Saborin took me into the adjoining storage room to show me the finished product: malted milk eggs. Trays of them were stacked, one atop the next, to keep the lovely speckled shells from fading in the light. Saborin reached into a bin, pulled out a purple egg, and bit it in half, so I could see the multiple layers: the malted center, the chocolate coating, the speckled candy shell, and the shellac. I doubt Saborin envisioned, back when he was getting his degree in mechanical engineering, that he would someday explain the technical intricacies of his job by biting into a malted milk egg. But he seemed perfectly happy and asked me if I wanted to go downstairs to see the chocolate bunnies.

These were, in point of fact, marshmallow bunnies covered in chocolate. They rode the conveyor belt three astride, looking nonchalant in profile, as a curtain of milk chocolate washed down onto their white fleshy pelts and enveloped them and seeped off to reveal the dimensions of their bodies in a lustrous brown. Saborin was saying something or other, involving, I think, starch. I was watching the bunnies.

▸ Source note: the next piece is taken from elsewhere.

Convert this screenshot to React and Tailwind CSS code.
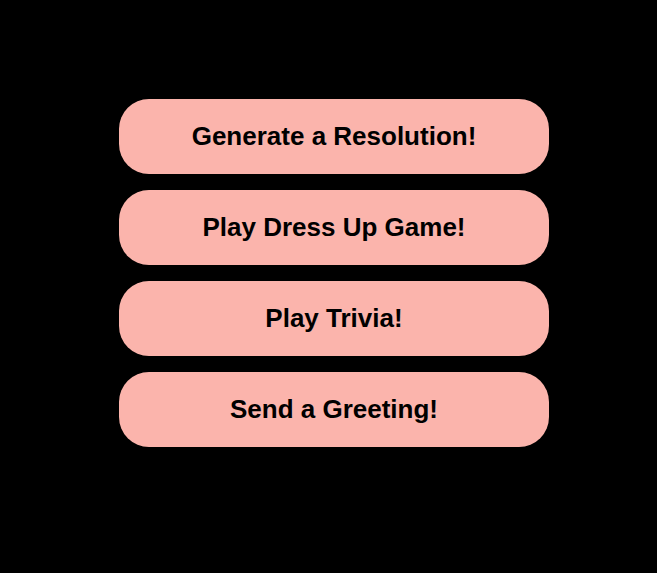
import React from 'react';

const items = ['Generate a Resolution!', 'Play Dress Up Game!', 'Play Trivia!', 'Send a Greeting!'];

const App = () => {
  return (
    <div className="w-full h-[573px] bg-black pt-[99px] pl-[119px]" style={{ fontFamily: '"Liberation Sans", Arial, sans-serif' }}>
      <div className="flex flex-col gap-[16px] w-[430px]">
        {items.map((label) => (
          <button
            key={label}
            className="h-[75px] w-full rounded-[30px] bg-[#fbb4ac] text-black text-[26px] font-bold flex items-center justify-center"
          >
            {label}
          </button>
        ))}
      </div>
    </div>
  );
};

export default App;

Simply: I could not stop watching the bunnies, the way the light struck the wet chocolate from above, the creamy falling away of the excess into a darkened pool below, the steel machinery flecked and streaked in brown. The workers overseeing the production line didn’t seem to know what to do. I myself didn’t know what to do. I was obviously experiencing some kind of dramatic psychic event, one that bordered on the disassociative. I had fallen into what I would later come to recognize as a freaktrance, a state of involuntary rapture induced by watching candy production at close range. These trances were the result of several factors.